Effect on workload and costs

Overwhelmingly teachers felt it increased their workload both within and outside the classroom.  The purpose of baseline assessment is accountability, it was not designed to give teachers data that would inform their planning, so it is likely they will, even in the future, have to complete the baseline assessment for the purpose of accountability and then complete their own system that will influence teaching and learning and support their own progress tracking throughout the year. Teachers felt it duplicated work they already do. Many schools will already have systems of assessing pupils within progress tracking - often far more detailed than this assessment and that will be more meaningful in ensuring a child will reach their potential.
There were also the issues of increased costs for training, with cases of supply cover so that class teachers could either complete one-to-one tests or complete the data input.
Further issues were raised with baseline tests being provided by private companies, with ‘sales pitches’ and questions about value for money. There were concerns about the expertise of the providers, a lack of standardization and the amount of consistency there is between companies.
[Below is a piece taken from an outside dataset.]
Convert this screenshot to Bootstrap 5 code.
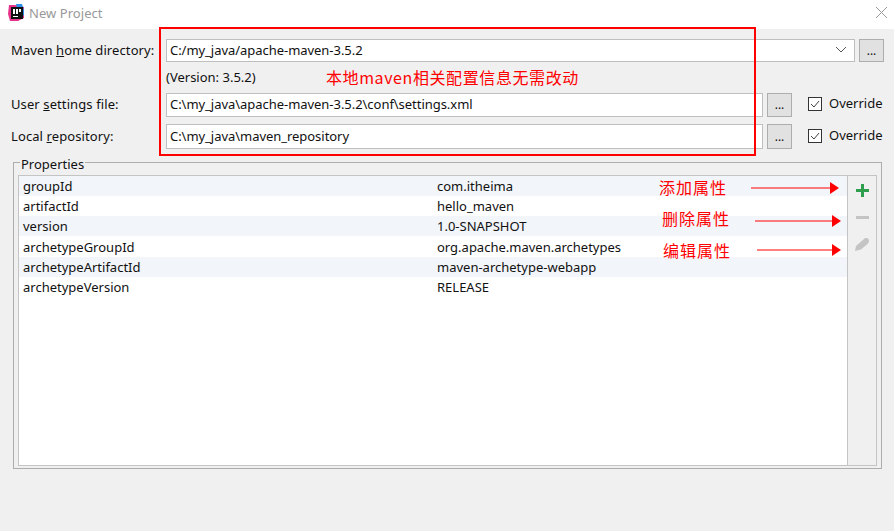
<!DOCTYPE html>
<html lang="zh"><head><meta charset="utf-8"><title>New Project</title>
<link href="https://cdn.jsdelivr.net/npm/bootstrap@5.3.0/dist/css/bootstrap.min.css" rel="stylesheet">
<style>
html,body{height:100%;margin:0}
body{background:#f0f0f0;color:#111;font:13px/18px "Noto Sans","Noto Sans CJK SC",sans-serif;overflow:hidden;position:relative}
.tbar{height:29px;background:#fff;padding:0 0 4px 8px;color:#999}
.tbar .ttl{margin-left:5px;letter-spacing:.05px}
.tbar .cls{margin-left:auto;margin-right:7px}
.frm{padding:10px 10px 0 11px}
.lbl{width:155px;flex:none;letter-spacing:.1px;padding-bottom:2px}
.fld.form-control,.fld.form-select{border-radius:0;border:1px solid #bfbfbf;background:#fff;font-size:13px;line-height:18px;color:#111;padding:0 3px 2px;display:flex;align-items:center;min-height:0;height:100%;letter-spacing:-.04px}
.fld.form-select{background-image:none;justify-content:space-between;padding-right:8px}
.r1{height:23px}.r2{height:16px;margin-top:6px;padding-left:155px;margin-bottom:9px}.r3{height:24px}.r4{height:25px;margin-top:7px}
.cell{flex:1;min-width:0;height:100%}
.b3{width:25px;height:100%;flex:none;margin-left:4px;padding:0;border-radius:0;background:#e1e1e1;border:1px solid #adadad;color:#111;font-size:12px;line-height:14px}
.endc{width:92px;flex:none;padding:0 0 2px 16px}
.endc .form-check-input{width:14px;height:14px;margin:0 7px 0 0;border-radius:0;border:1px solid #333;background-color:#fff;background-image:url("data:image/svg+xml,%3Csvg xmlns='http://www.w3.org/2000/svg' viewBox='0 0 14 14'%3E%3Cpath d='M3 7l3 3 5-6' fill='none' stroke='%23444'/%3E%3C/svg%3E");background-size:14px}
.ovr{padding-bottom:2px}
.rgrp{margin:13px 12px 0 13px;height:307px;border:1px solid #adadad;position:relative;padding:12px 4px 2px 4px}
.lgd{position:absolute;left:6px;top:-6px;background:#f0f0f0;padding:0 1px;line-height:15px}
.tblw{height:100%;border:1px solid #c4c4c4;background:#fff}
.tcol{flex:1;min-width:0}
.prow{height:20px;padding-left:4px;align-items:center}
.prow:nth-child(odd){background:#f2f5f9}
.prow:nth-child(4){height:21px}
.pk{width:414px;flex:none}
.side{width:29px;flex:none;border-left:1px solid #c4c4c4;background:#f0f0f0;padding-top:8px}
.sico{height:27px;line-height:0}
.redb{position:absolute;left:159px;top:27px;width:597px;height:129px;border:2px solid #f00;pointer-events:none}
.note{position:absolute;color:#f00;font-family:"Noto Sans CJK SC",sans-serif;font-size:16px;line-height:20px;white-space:nowrap;letter-spacing:1px}
.note1{left:326px;top:67px;letter-spacing:.6px}
.note2{left:659px;top:177px}
.note3{left:662px;top:208px}
.note4{left:663px;top:240px}
.arw{position:absolute}
.a1{left:750px;top:180px}.a2{left:754px;top:213px}.a3{left:756px;top:242px}
</style></head><body>
<div class="tbar d-flex align-items-center">
<svg width="16" height="17" viewBox="0 0 16 17"><path d="M1 1h6l9 2v11l-6 3H2L0 10z" fill="#e8318a"/><path d="M8 0h6l2 6v6L9 5z" fill="#2f8fe8"/><rect x="3" y="3" width="12" height="12" fill="#111"/><rect x="5" y="5" width="2" height="5" fill="#fff"/><rect x="8" y="5" width="2" height="5" fill="#fff"/><rect x="11" y="5" width="2" height="3" fill="#fff"/><rect x="5" y="12" width="5" height="1" fill="#fff"/></svg>
<span class="ttl">New Project</span>
<svg class="cls" width="11" height="11" viewBox="0 0 11 11"><path d="M0 0l11 11M11 0L0 11" stroke="#999" fill="none"/></svg>
</div>
<div class="frm">
<div class="d-flex align-items-center r1"><div class="lbl">Maven <u>h</u>ome directory:</div><div class="cell"><div class="fld form-select">C:/my_java/apache-maven-3.5.2<svg width="10" height="6" viewBox="0 0 10 6"><path d="M0 0l5 5 5-5" fill="none" stroke="#555"/></svg></div></div><button class="btn b3" type="button">...</button></div>
<div class="r2">(Version: 3.5.2)</div>
<div class="d-flex align-items-center r3"><div class="lbl">User <u>s</u>ettings file:</div><div class="cell"><div class="fld form-control">C:\my_java\apache-maven-3.5.2\conf\settings.xml</div></div><button class="btn b3" type="button">...</button><div class="endc d-flex align-items-center"><input class="form-check-input" type="checkbox" checked aria-label="Override"><span class="ovr">Override</span></div></div>
<div class="d-flex align-items-center r4"><div class="lbl">Local <u>r</u>epository:</div><div class="cell"><div class="fld form-control">C:\my_java\maven_repository</div></div><button class="btn b3" type="button">...</button><div class="endc d-flex align-items-center"><input class="form-check-input" type="checkbox" checked aria-label="Override"><span class="ovr">Override</span></div></div>
</div>
<div class="rgrp">
<div class="lgd">Properties</div>
<div class="tblw d-flex">
<div class="tcol">
<div class="d-flex prow"><div class="pk">groupId</div><div>com.itheima</div></div>
<div class="d-flex prow"><div class="pk">artifactId</div><div>hello_maven</div></div>
<div class="d-flex prow"><div class="pk">version</div><div>1.0-SNAPSHOT</div></div>
<div class="d-flex prow"><div class="pk">archetypeGroupId</div><div>org.apache.maven.archetypes</div></div>
<div class="d-flex prow"><div class="pk">archetypeArtifactId</div><div>maven-archetype-webapp</div></div>
<div class="d-flex prow"><div class="pk">archetypeVersion</div><div>RELEASE</div></div>
</div>
<div class="side d-flex flex-column align-items-center">
<div class="sico"><svg width="13" height="13" viewBox="0 0 13 13"><path d="M5 0h3v5h5v3H8v5H5V8H0V5h5z" fill="#2f9e4f"/></svg></div>
<div class="sico"><svg width="13" height="13" viewBox="0 0 13 13"><rect x="0" y="5" width="13" height="3" fill="#c4c4c4"/></svg></div>
<div class="sico"><svg width="14" height="13" viewBox="0 0 14 13"><path d="M0 13l1-5L9 1c2-2 5-1 5 2 0 1-.5 2-1.500 3L6 11.500z" fill="#c4c4c4"/></svg></div>
</div>
</div>
</div>
<div class="redb"></div>
<div class="note note1">本地maven相关配置信息无需改动</div>
<div class="note note2">添加属性</div>
<div class="note note3">删除属性</div>
<div class="note note4">编辑属性</div>
<svg class="arw a1" width="92" height="16"><path d="M1 8h80" stroke="#f00"/><path d="M80 2l9 6-9 6z" fill="#f00"/></svg>
<svg class="arw a2" width="92" height="16"><path d="M1 8h78" stroke="#f00"/><path d="M78 2l9 6-9 6z" fill="#f00"/></svg>
<svg class="arw a3" width="92" height="16"><path d="M1 8h76" stroke="#f00"/><path d="M76 2l9 6-9 6z" fill="#f00"/></svg>
</body></html>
One quote from the case studies was from a teacher completing part of the test, 

Some children looked at me and said “I can’t read” when asked to read parts of the assessment. It was heartbreaking to see their reaction to it and I spent a lot of time reassuring children.’ 
The Government has 3 approved providers:
BASE is a computer-based 15-20 minutes test.
Early Excellence Baseline (EExBA)
Completed by the teacher through observation and interaction, no set test time required but teachers need time to record 47 assessments statement that will take 9-12 minutes.
NFER Reception Baseline Assessment
Resource based assessment with a mixture of tasks taking up to 30 minutes and observational checklists.